Find the domain of the function.
$f(x)=({2+\cos 2x-\sin2x*\tan x})$^1/2
$2+\cos2x-\sin2x*\tan x≥0$
Simplifying
$-4\sin^2x+3≥0$
$\sin^2x≤3/4$
$-3/4≤\sin x≤3/4$
$\arcsin(-3/4)≤x≤\arcsin(3/4)$
My answer is - x ∈($\pi - \arcsin(3/4);\pi+\arcsin(3/4)∪(\arcsin(-3/4);\arcsin(3/4).$
Can someone check it, please?(i made an error during the last part, can someone check it with this error? xdd)

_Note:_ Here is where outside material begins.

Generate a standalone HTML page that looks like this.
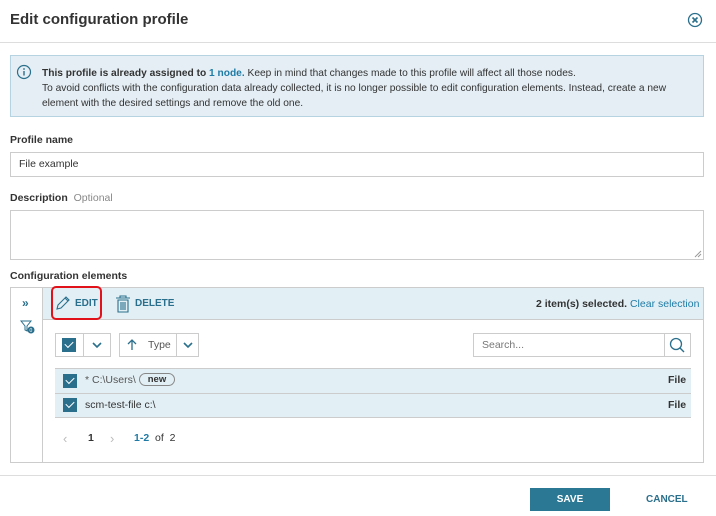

The last part is wrong, or at least incomplete. The condition you arrived at was equivalent to $|\sin x | \leq \frac{\sqrt{3}}{2}$. Take a look at $|\sin x|$... In $[0, 2\pi]$ this condition is satisfied for $x \in [0, \frac{\pi}{3}] \cup [\frac{2\pi}{3}, \frac{4 \pi}{3}] \cup [\frac{5\pi}{3}, 2 \pi] $. taking into account the period of $\sin$ the condition is satisfied in an infinite union of closed intervals given by $$ \bigcup_{k\in \mathbb{Z}} \left([2k\pi, \frac{\pi}{3}+2k\pi] \cup [\frac{2\pi}{3}+2k\pi, \frac{4 \pi}{3}+2k\pi] \cup [\frac{5\pi}{3}+2k\pi, 2 \pi+2k\pi]\right) $$